* Begin Record excerpts *

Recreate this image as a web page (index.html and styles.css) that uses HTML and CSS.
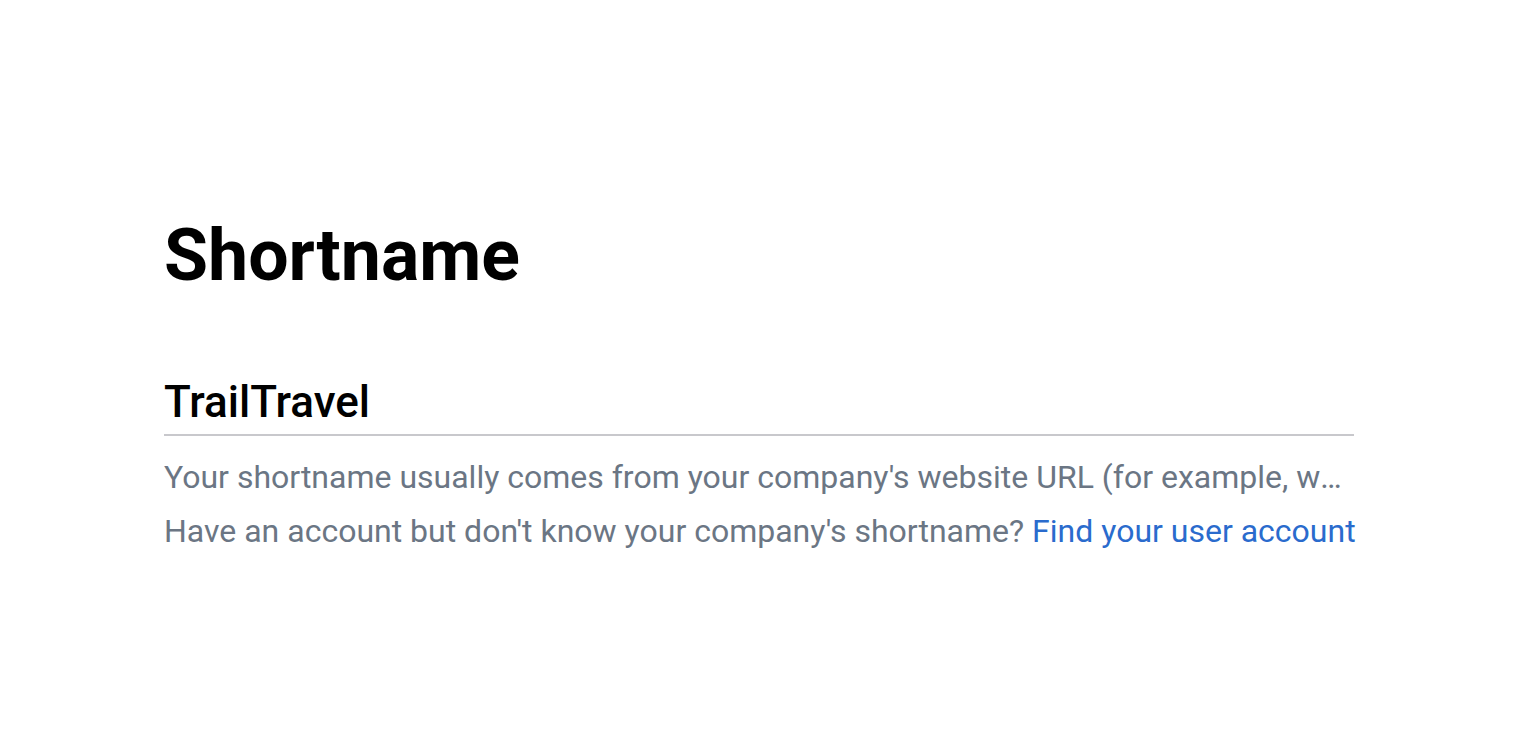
FILE: index.html
```html
<!DOCTYPE html>
<html>
<head>
<meta charset="utf-8">
<link rel="stylesheet" href="styles.css">
</head>
<body>
<main class="page">
  <h1 class="title">Shortname</h1>
  <div class="field">
    <div class="value">TrailTravel</div>
  </div>
  <p class="hint hint-first">Your shortname usually comes from your company's website URL (for example, www.trailtravel.com would have the shortname trailtravel).</p>
  <p class="hint hint-second">Have an account but don't know your company's shortname? <a class="link" href="#">Find your user account</a></p>
</main>
</body>
</html>
```
FILE: styles.css
```css
html, body {
  margin: 0;
  padding: 0;
  background: #ffffff;
}
body {
  font-family: Roboto, "Liberation Sans", sans-serif;
}
.page {
  width: 1190px;
  padding: 208px 0 0 164px;
}
.title {
  margin: 0;
  font-size: 71.6px;
  font-weight: 700;
  line-height: 96px;
  color: #000;
}
.field {
  margin-top: 74px;
  border-bottom: 2px solid #c8c8cc;
  padding-bottom: 8px;
}
.value {
  font-size: 44px;
  font-weight: 500;
  line-height: 48px;
  color: #000;
}
.hint {
  margin: 0;
  font-size: 32px;
  line-height: 54px;
  color: #6b7684;
  white-space: nowrap;
}
.hint-first {
  margin-top: 14px;
  width: 1184px;
  overflow: hidden;
  text-overflow: ellipsis;
}
.link {
  color: #2a6bcd;
  text-decoration: none;
}
```
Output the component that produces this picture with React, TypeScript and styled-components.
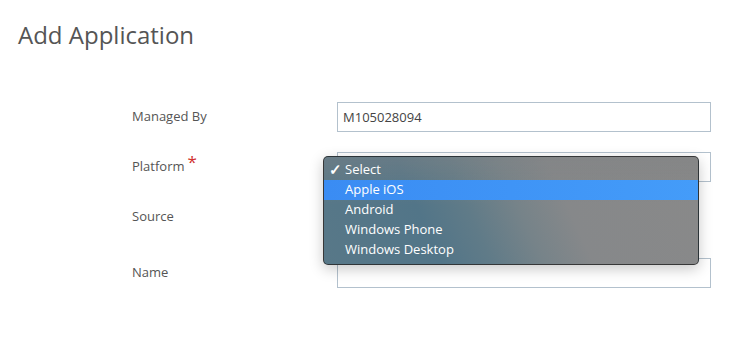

* End Record excerpts *

Given exercise » Write out all the records again, exactly, minus any pictures.

Task answer »
Recreate this image as a web page (index.html and styles.css) that uses HTML and CSS.
FILE: index.html
```html
<!DOCTYPE html>
<html>
<head>
<meta charset="utf-8">
<link rel="stylesheet" href="styles.css">
</head>
<body>
<main class="page">
  <h1 class="title">Shortname</h1>
  <div class="field">
    <div class="value">TrailTravel</div>
  </div>
  <p class="hint hint-first">Your shortname usually comes from your company's website URL (for example, www.trailtravel.com would have the shortname trailtravel).</p>
  <p class="hint hint-second">Have an account but don't know your company's shortname? <a class="link" href="#">Find your user account</a></p>
</main>
</body>
</html>
```
FILE: styles.css
```css
html, body {
  margin: 0;
  padding: 0;
  background: #ffffff;
}
body {
  font-family: Roboto, "Liberation Sans", sans-serif;
}
.page {
  width: 1190px;
  padding: 208px 0 0 164px;
}
.title {
  margin: 0;
  font-size: 71.6px;
  font-weight: 700;
  line-height: 96px;
  color: #000;
}
.field {
  margin-top: 74px;
  border-bottom: 2px solid #c8c8cc;
  padding-bottom: 8px;
}
.value {
  font-size: 44px;
  font-weight: 500;
  line-height: 48px;
  color: #000;
}
.hint {
  margin: 0;
  font-size: 32px;
  line-height: 54px;
  color: #6b7684;
  white-space: nowrap;
}
.hint-first {
  margin-top: 14px;
  width: 1184px;
  overflow: hidden;
  text-overflow: ellipsis;
}
.link {
  color: #2a6bcd;
  text-decoration: none;
}
```
Output the component that produces this picture with React, TypeScript and styled-components.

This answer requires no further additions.